Exercise requirements =>
Output the full listing below exactly as it reads, and skip anything that is a picture.

Given information =>
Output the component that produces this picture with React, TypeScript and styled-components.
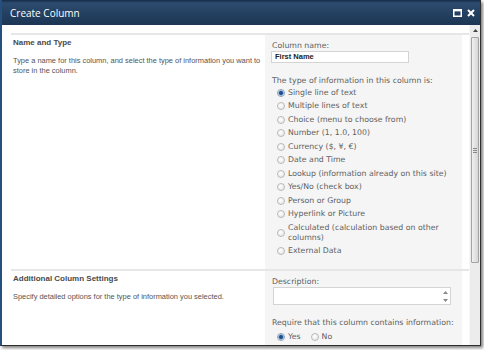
import React from 'react';
import styled, { createGlobalStyle } from 'styled-components';

const GlobalStyle = createGlobalStyle`
  html, body { margin: 0; padding: 0; background: #fff; }
  #root { width: 484px; height: 350px; overflow: hidden; }
`;

const Dialog = styled.div`
  width: 481px;
  height: 346px;
  box-sizing: border-box;
  display: flex;
  flex-direction: column;
  background: #fff;
  border-left: 2px solid #23507e;
  border-right: 1px solid #2e2e2e;
  border-bottom: 1px solid #2e2e2e;
  box-shadow: 2px 2px 3px rgba(0, 0, 0, 0.5);
  overflow: hidden;
`;

const TitleBar = styled.div`
  height: 25px;
  flex: none;
  display: flex;
  align-items: center;
  padding: 0 5px 0 8px;
  background: linear-gradient(to bottom, #132b48 0, #2d4b6e 3px, #233f5f 60%, #1c3554 100%);
`;

const Title = styled.div`
  flex: 1;
  font-family: "Open Sans", "Liberation Sans", sans-serif;
  font-size: 10px;
  color: #fff;
  padding-top: 1px;
`;

const TitleButtons = styled.div`
  display: flex;
  gap: 5px;
  align-items: center;
`;

const Body = styled.div`
  flex: 1;
  display: flex;
  min-height: 0;
`;

const Content = styled.div`
  flex: 1;
  padding: 8px 0 0 9px;
  overflow: hidden;
`;

const Section = styled.div`
  display: grid;
  grid-template-columns: 254px 197px;
  border-top: 2px solid #e6e6e6;
`;

const SectionInfo = styled.div`
  padding: 3px 0 0 2px;
  font-family: "Liberation Sans", Arial, sans-serif;
  color: #555;
`;

const SectionHeading = styled.h3`
  margin: 0;
  font-size: 8px;
  line-height: 10px;
  font-weight: bold;
  color: #4a4a4a;
`;

const SectionText = styled.p`
  margin: 8px 0 0;
  font-size: 7.45px;
  line-height: 10px;
`;

const Controls = styled.div`
  background: #f5f5f5;
  padding: 6px 0 11px 7px;
  font-family: "DejaVu Sans", Verdana, sans-serif;
  font-size: 7.8px;
  line-height: 10px;
  color: #5e5e5e;
`;

const Label = styled.div<{ $gap?: number }>`
  margin-top: ${(p) => p.$gap || 0}px;
  white-space: nowrap;
`;

const TextInput = styled.div`
  width: 138px;
  height: 12px;
  box-sizing: border-box;
  margin-left: -1px;
  border: 1px solid #d4d4d4;
  background: #fff;
  padding: 0 3px;
  font-family: "Liberation Sans", Arial, sans-serif;
  font-weight: bold;
  font-size: 7.5px;
  line-height: 10px;
  color: #222;
`;

const RadioList = styled.div<{ $inline?: boolean }>`
  display: flex;
  flex-direction: ${(p) => (p.$inline ? 'row' : 'column')};
  gap: ${(p) => (p.$inline ? '10px' : '0')};
  margin: ${(p) => (p.$inline ? '2px' : '0')} 0 0 5px;
`;

const RadioRow = styled.div`
  display: flex;
  align-items: center;
  gap: 3px;
  padding: 1.75px 0;
`;

const Radio = styled.span<{ $checked?: boolean }>`
  flex: none;
  width: 8px;
  height: 8px;
  box-sizing: border-box;
  border-radius: 50%;
  border: 1px solid ${(p) => (p.$checked ? '#8a9fb8' : '#b9b9b9')};
  background: ${(p) =>
    p.$checked
      ? 'radial-gradient(circle, #1d4f8e 0 1.5px, #6f98c8 2.2px, #eef2f7 3px)'
      : 'radial-gradient(circle at 40% 35%, #ffffff 0, #e2e2e2 100%)'};
`;

const RadioText = styled.span`
  max-width: 172px;
`;

const TextArea = styled.div`
  width: 178px;
  height: 18px;
  box-sizing: border-box;
  margin-left: 1px;
  border: 1px solid #d4d4d4;
  background: #fff;
  display: flex;
  justify-content: flex-end;
`;

const Spinner = styled.div`
  width: 9px;
  display: flex;
  flex-direction: column;
  justify-content: space-between;
  align-items: center;
  padding: 3px 0 2px;
`;

const ScrollBar = styled.div`
  width: 11px;
  flex: none;
  display: flex;
  flex-direction: column;
  align-items: center;
  background: #ececec;
  border-left: 1px solid #f8f8f8;
  box-sizing: border-box;
`;

const ScrollArrow = styled.div`
  height: 11px;
  display: flex;
  align-items: center;
  justify-content: center;
`;

const ScrollThumb = styled.div`
  width: 8px;
  height: 226px;
  margin-top: 1px;
  box-sizing: border-box;
  border: 1px solid #a4a4a4;
  border-radius: 1px;
  background: linear-gradient(to right, #f0f0f0, #d6d6d6);
  display: flex;
  align-items: center;
  justify-content: center;
`;

const Grip = styled.div`
  width: 4px;
  height: 5px;
  background: repeating-linear-gradient(to bottom, #888 0 1px, transparent 1px 2px);
`;

const types = [
  'Single line of text',
  'Multiple lines of text',
  'Choice (menu to choose from)',
  'Number (1, 1.0, 100)',
  'Currency ($, ¥, €)',
  'Date and Time',
  'Lookup (information already on this site)',
  'Yes/No (check box)',
  'Person or Group',
  'Hyperlink or Picture',
  'Calculated (calculation based on other columns)',
  'External Data',
];

export default function App() {
  return (
    <>
      <GlobalStyle />
      <Dialog>
        <TitleBar>
          <Title>Create Column</Title>
          <TitleButtons>
            <svg width="9" height="8" viewBox="0 0 9 8">
              <rect x="0.75" y="0.75" width="7.5" height="6.5" fill="none" stroke="#fff" strokeWidth="1.5" />
              <rect x="0.75" y="0.75" width="7.5" height="1.6" fill="#fff" />
            </svg>
            <svg width="8" height="8" viewBox="0 0 8 8">
              <path d="M1 1L7 7M7 1L1 7" stroke="#fff" strokeWidth="2" />
            </svg>
          </TitleButtons>
        </TitleBar>
        <Body>
          <Content>
            <Section>
              <SectionInfo>
                <SectionHeading>Name and Type</SectionHeading>
                <SectionText>
                  Type a name for this column, and select the type of information you want to store in the column.
                </SectionText>
              </SectionInfo>
              <Controls>
                <Label>Column name:</Label>
                <TextInput>First Name</TextInput>
                <Label $gap={13}>The type of information in this column is:</Label>
                <RadioList>
                  {types.map((t, i) => (
                    <RadioRow key={t}>
                      <Radio $checked={i === 0} />
                      <RadioText>{t}</RadioText>
                    </RadioRow>
                  ))}
                </RadioList>
              </Controls>
            </Section>
            <Section>
              <SectionInfo>
                <SectionHeading>Additional Column Settings</SectionHeading>
                <SectionText>Specify detailed options for the type of information you selected.</SectionText>
              </SectionInfo>
              <Controls>
                <Label>Description:</Label>
                <TextArea>
                  <Spinner>
                    <svg width="5" height="3" viewBox="0 0 5 3">
                      <path d="M0 3L2.5 0L5 3Z" fill="#888" />
                    </svg>
                    <svg width="5" height="3" viewBox="0 0 5 3">
                      <path d="M0 0L2.5 3L5 0Z" fill="#888" />
                    </svg>
                  </Spinner>
                </TextArea>
                <Label $gap={13}>Require that this column contains information:</Label>
                <RadioList $inline>
                  <RadioRow>
                    <Radio $checked />
                    <RadioText>Yes</RadioText>
                  </RadioRow>
                  <RadioRow>
                    <Radio />
                    <RadioText>No</RadioText>
                  </RadioRow>
                </RadioList>
              </Controls>
            </Section>
          </Content>
          <ScrollBar>
            <ScrollArrow>
              <svg width="5" height="3" viewBox="0 0 5 3">
                <path d="M0 3L2.5 0L5 3Z" fill="#444" />
              </svg>
            </ScrollArrow>
            <ScrollThumb>
              <Grip />
            </ScrollThumb>
          </ScrollBar>
        </Body>
      </Dialog>
    </>
  );
}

Complete output =>
Output the component that produces this picture with React, TypeScript and styled-components.
import React from 'react';
import styled, { createGlobalStyle } from 'styled-components';

const GlobalStyle = createGlobalStyle`
  html, body { margin: 0; padding: 0; background: #fff; }
  #root { width: 484px; height: 350px; overflow: hidden; }
`;

const Dialog = styled.div`
  width: 481px;
  height: 346px;
  box-sizing: border-box;
  display: flex;
  flex-direction: column;
  background: #fff;
  border-left: 2px solid #23507e;
  border-right: 1px solid #2e2e2e;
  border-bottom: 1px solid #2e2e2e;
  box-shadow: 2px 2px 3px rgba(0, 0, 0, 0.5);
  overflow: hidden;
`;

const TitleBar = styled.div`
  height: 25px;
  flex: none;
  display: flex;
  align-items: center;
  padding: 0 5px 0 8px;
  background: linear-gradient(to bottom, #132b48 0, #2d4b6e 3px, #233f5f 60%, #1c3554 100%);
`;

const Title = styled.div`
  flex: 1;
  font-family: "Open Sans", "Liberation Sans", sans-serif;
  font-size: 10px;
  color: #fff;
  padding-top: 1px;
`;

const TitleButtons = styled.div`
  display: flex;
  gap: 5px;
  align-items: center;
`;

const Body = styled.div`
  flex: 1;
  display: flex;
  min-height: 0;
`;

const Content = styled.div`
  flex: 1;
  padding: 8px 0 0 9px;
  overflow: hidden;
`;

const Section = styled.div`
  display: grid;
  grid-template-columns: 254px 197px;
  border-top: 2px solid #e6e6e6;
`;

const SectionInfo = styled.div`
  padding: 3px 0 0 2px;
  font-family: "Liberation Sans", Arial, sans-serif;
  color: #555;
`;

const SectionHeading = styled.h3`
  margin: 0;
  font-size: 8px;
  line-height: 10px;
  font-weight: bold;
  color: #4a4a4a;
`;

const SectionText = styled.p`
  margin: 8px 0 0;
  font-size: 7.45px;
  line-height: 10px;
`;

const Controls = styled.div`
  background: #f5f5f5;
  padding: 6px 0 11px 7px;
  font-family: "DejaVu Sans", Verdana, sans-serif;
  font-size: 7.8px;
  line-height: 10px;
  color: #5e5e5e;
`;

const Label = styled.div<{ $gap?: number }>`
  margin-top: ${(p) => p.$gap || 0}px;
  white-space: nowrap;
`;

const TextInput = styled.div`
  width: 138px;
  height: 12px;
  box-sizing: border-box;
  margin-left: -1px;
  border: 1px solid #d4d4d4;
  background: #fff;
  padding: 0 3px;
  font-family: "Liberation Sans", Arial, sans-serif;
  font-weight: bold;
  font-size: 7.5px;
  line-height: 10px;
  color: #222;
`;

const RadioList = styled.div<{ $inline?: boolean }>`
  display: flex;
  flex-direction: ${(p) => (p.$inline ? 'row' : 'column')};
  gap: ${(p) => (p.$inline ? '10px' : '0')};
  margin: ${(p) => (p.$inline ? '2px' : '0')} 0 0 5px;
`;

const RadioRow = styled.div`
  display: flex;
  align-items: center;
  gap: 3px;
  padding: 1.75px 0;
`;

const Radio = styled.span<{ $checked?: boolean }>`
  flex: none;
  width: 8px;
  height: 8px;
  box-sizing: border-box;
  border-radius: 50%;
  border: 1px solid ${(p) => (p.$checked ? '#8a9fb8' : '#b9b9b9')};
  background: ${(p) =>
    p.$checked
      ? 'radial-gradient(circle, #1d4f8e 0 1.5px, #6f98c8 2.2px, #eef2f7 3px)'
      : 'radial-gradient(circle at 40% 35%, #ffffff 0, #e2e2e2 100%)'};
`;

const RadioText = styled.span`
  max-width: 172px;
`;

const TextArea = styled.div`
  width: 178px;
  height: 18px;
  box-sizing: border-box;
  margin-left: 1px;
  border: 1px solid #d4d4d4;
  background: #fff;
  display: flex;
  justify-content: flex-end;
`;

const Spinner = styled.div`
  width: 9px;
  display: flex;
  flex-direction: column;
  justify-content: space-between;
  align-items: center;
  padding: 3px 0 2px;
`;

const ScrollBar = styled.div`
  width: 11px;
  flex: none;
  display: flex;
  flex-direction: column;
  align-items: center;
  background: #ececec;
  border-left: 1px solid #f8f8f8;
  box-sizing: border-box;
`;

const ScrollArrow = styled.div`
  height: 11px;
  display: flex;
  align-items: center;
  justify-content: center;
`;

const ScrollThumb = styled.div`
  width: 8px;
  height: 226px;
  margin-top: 1px;
  box-sizing: border-box;
  border: 1px solid #a4a4a4;
  border-radius: 1px;
  background: linear-gradient(to right, #f0f0f0, #d6d6d6);
  display: flex;
  align-items: center;
  justify-content: center;
`;

const Grip = styled.div`
  width: 4px;
  height: 5px;
  background: repeating-linear-gradient(to bottom, #888 0 1px, transparent 1px 2px);
`;

const types = [
  'Single line of text',
  'Multiple lines of text',
  'Choice (menu to choose from)',
  'Number (1, 1.0, 100)',
  'Currency ($, ¥, €)',
  'Date and Time',
  'Lookup (information already on this site)',
  'Yes/No (check box)',
  'Person or Group',
  'Hyperlink or Picture',
  'Calculated (calculation based on other columns)',
  'External Data',
];

export default function App() {
  return (
    <>
      <GlobalStyle />
      <Dialog>
        <TitleBar>
          <Title>Create Column</Title>
          <TitleButtons>
            <svg width="9" height="8" viewBox="0 0 9 8">
              <rect x="0.75" y="0.75" width="7.5" height="6.5" fill="none" stroke="#fff" strokeWidth="1.5" />
              <rect x="0.75" y="0.75" width="7.5" height="1.6" fill="#fff" />
            </svg>
            <svg width="8" height="8" viewBox="0 0 8 8">
              <path d="M1 1L7 7M7 1L1 7" stroke="#fff" strokeWidth="2" />
            </svg>
          </TitleButtons>
        </TitleBar>
        <Body>
          <Content>
            <Section>
              <SectionInfo>
                <SectionHeading>Name and Type</SectionHeading>
                <SectionText>
                  Type a name for this column, and select the type of information you want to store in the column.
                </SectionText>
              </SectionInfo>
              <Controls>
                <Label>Column name:</Label>
                <TextInput>First Name</TextInput>
                <Label $gap={13}>The type of information in this column is:</Label>
                <RadioList>
                  {types.map((t, i) => (
                    <RadioRow key={t}>
                      <Radio $checked={i === 0} />
                      <RadioText>{t}</RadioText>
                    </RadioRow>
                  ))}
                </RadioList>
              </Controls>
            </Section>
            <Section>
              <SectionInfo>
                <SectionHeading>Additional Column Settings</SectionHeading>
                <SectionText>Specify detailed options for the type of information you selected.</SectionText>
              </SectionInfo>
              <Controls>
                <Label>Description:</Label>
                <TextArea>
                  <Spinner>
                    <svg width="5" height="3" viewBox="0 0 5 3">
                      <path d="M0 3L2.5 0L5 3Z" fill="#888" />
                    </svg>
                    <svg width="5" height="3" viewBox="0 0 5 3">
                      <path d="M0 0L2.5 3L5 0Z" fill="#888" />
                    </svg>
                  </Spinner>
                </TextArea>
                <Label $gap={13}>Require that this column contains information:</Label>
                <RadioList $inline>
                  <RadioRow>
                    <Radio $checked />
                    <RadioText>Yes</RadioText>
                  </RadioRow>
                  <RadioRow>
                    <Radio />
                    <RadioText>No</RadioText>
                  </RadioRow>
                </RadioList>
              </Controls>
            </Section>
          </Content>
          <ScrollBar>
            <ScrollArrow>
              <svg width="5" height="3" viewBox="0 0 5 3">
                <path d="M0 3L2.5 0L5 3Z" fill="#444" />
              </svg>
            </ScrollArrow>
            <ScrollThumb>
              <Grip />
            </ScrollThumb>
          </ScrollBar>
        </Body>
      </Dialog>
    </>
  );
}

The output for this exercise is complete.